Langmuir, Vol.17, No.16, 5011-5020, 2001
Characterization of porous materials by gas adsorption: Comparison of nitrogen at 77 K and carbon dioxide at 298 K for activated carbon
Amorphous materials are usually characterized using nitrogen adsorption isotherms at 77 K taken at pressures up to 1 bar to obtain pore size distributions. Activated carbons are amorphous microporous graphitic materials containing pores which can range from nanometers to microns in width and which can, in principle, be tailored to adsorb specific molecules or classes of molecule by changing the method of preparation (the activation process).

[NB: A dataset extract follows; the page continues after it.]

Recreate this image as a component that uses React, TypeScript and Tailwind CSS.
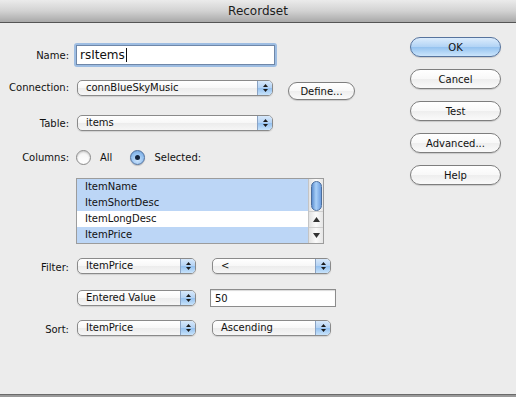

For the physical chemist, they pose the challenge of understanding how gases adsorb in graphitic nanopores, that is, in restricted geometries, and of using that understanding to improve their characterization. In this paper, we compare pore size distributions of an ultrahigh surface area activated carbon (AX21) determined from nitrogen adsorption measurements up to 0.6 bar at 77 K with those determined from carbon dioxide adsorption measurements up to 20 bar at 298 K. Our analysis employs grand canonical and Gibbs ensemble Monte Carlo simulations together with accurate site-site interaction models of the adsorbates. We find that the calculated pore size distributions for each adsorbate are quite different, and the adsorption of one gas can be estimated from the adsorption of the other gas to within an error of 25% at the highest pressures only. At lower pressures, we speculate that large errors are due to the behavior of nitrogen in carbon micropores in which diffusion is severely limited. To substantiate this speculation, we have calculated the self-diffusion coefficient for nitrogen at 77 K and carbon dioxide at 298 K in carbon slit pores using equilibrium molecular dynamics. The results suggest that nitrogen is diffusionally limited, and possibly frozen, in such pores whereas carbon dioxide remains mobile. We conclude that room-temperature carbon dioxide adsorption isotherms up to the saturation pressure could provide a more accurate characterization of carbon microstructure than nitrogen isotherms at 77 K up to 1 bar.